Improve student satisfaction with 100 per cent e-submissions
Step-by-step, Michelle Tinsley and Jemma Leahy explain how the MSc Management programme made the switch from paper coursework to Moodle and Turnitin.
19 March 2014
1. Set the bar high
“We began to encourage the use of e-submission last year. In general, those who adopted it found it much easier, so this year we’ve made 100 per cent e-submissions compulsory for all modules. And it’s only by using 100 per cent e-submission that we have been able to set a target of delivering all feedback to students within one week. It would never have been possible with paper submissions because it was just too time-consuming.”
Michelle Tinsley (above left), Departmental Administrator, Teaching and Student Affairs
2. Offer support
“We use Moodle and Turnitin to collect work, but not everyone in the department has the same amount of experience using these systems, so we set up two training workshops; one for the administrative team and another for teaching assistants and academic staff.

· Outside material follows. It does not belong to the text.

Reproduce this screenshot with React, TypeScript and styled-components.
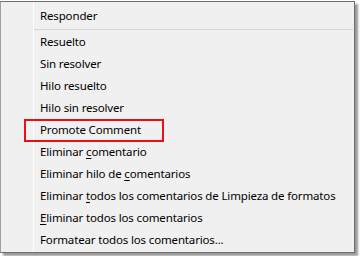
import React from "react";
import styled, { createGlobalStyle } from "styled-components";

const Global = createGlobalStyle`
  html, body { margin: 0; padding: 0; background: #ffffff; }
  body { width: 360px; height: 256px; overflow: hidden; }
`;

const Page = styled.div`
  width: 360px;
  height: 256px;
  padding-top: 1px;
  box-sizing: border-box;
  background: #ffffff;
`;

const Menu = styled.div`
  position: relative;
  width: 355px;
  height: 252px;
  box-sizing: border-box;
  border: 1px solid #6e6e6e;
  border-left-color: #a0a0a0;
  background: linear-gradient(
    to right,
    #f0f0f0 32px,
    #fdfdfd 32px,
    #fdfdfd 33px,
    #f0f0f0 33px
  );
  box-shadow: 3px 3px 2px rgba(0, 0, 0, 0.4);
  padding: 3px 0 1px 0;
  display: flex;
  flex-direction: column;
  font-family: "Segoe UI", "Noto Sans", sans-serif;
  font-size: 11.5px;
  letter-spacing: -0.15px;
  color: #000000;
`;

const Item = styled.div`
  position: relative;
  height: 22px;
  line-height: 22px;
  padding-left: 39px;
  white-space: nowrap;
`;

const Separator = styled.div`
  height: 4px;
  display: flex;
  align-items: center;
  padding-left: 33px;
  padding-right: 1px;
  &::after {
    content: "";
    flex: 1;
    height: 1px;
    background: #d7d7d7;
  }
`;

const Key = styled.span`
  text-decoration: underline;
  text-underline-offset: 2px;
`;

const Highlight = styled.div`
  position: absolute;
  left: 23px;
  top: 0;
  width: 140px;
  height: 23px;
  box-sizing: border-box;
  border: 2px solid #e81010;
`;

export default function App() {
  return (
    <>
      <Global />
      <Page>
        <Menu>
          <Item>Responder</Item>
          <Separator />
          <Item>Resuelto</Item>
          <Item>Sin resolver</Item>
          <Item>Hilo resuelto</Item>
          <Item>Hilo sin resolver</Item>
          <Item>
            Promote Comment
            <Highlight />
          </Item>
          <Item>
            Eliminar <Key>c</Key>omentario
          </Item>
          <Item>
            Eliminar hilo de <Key>c</Key>omentarios
          </Item>
          <Item>
            Eliminar <Key>t</Key>odos los comentarios de Limpieza de formatos
          </Item>
          <Item>
            <Key>E</Key>liminar todos los comentarios
          </Item>
          <Item>Formatear todos los comentarios...</Item>
        </Menu>
      </Page>
    </>
  );
}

Administrative staff also manage the coursework submission boxes and set up Moodle dropboxes for assessments that include diagrams and spreadsheets and so don’t need to pass through Turnitin.”
Jemma Leahy (above right), Post-graduate Administrator for the MSc Management Programme
3. Be consistent
“It helps to make the system as consistent as possible with all modules sharing the same guidelines. We offer students the same instructions on how to submit work and how to label files across the board.” MT
4. Know the potential problems
“There was one occasion when Moodle had an outage for a couple of days – that had a big effect. If unexpected outages occur over submission time, then we grant extensions.” JL
5. Reap the rewards
“Before we used e-submission, approximately five per cent of our modules would return feedback to students within a week.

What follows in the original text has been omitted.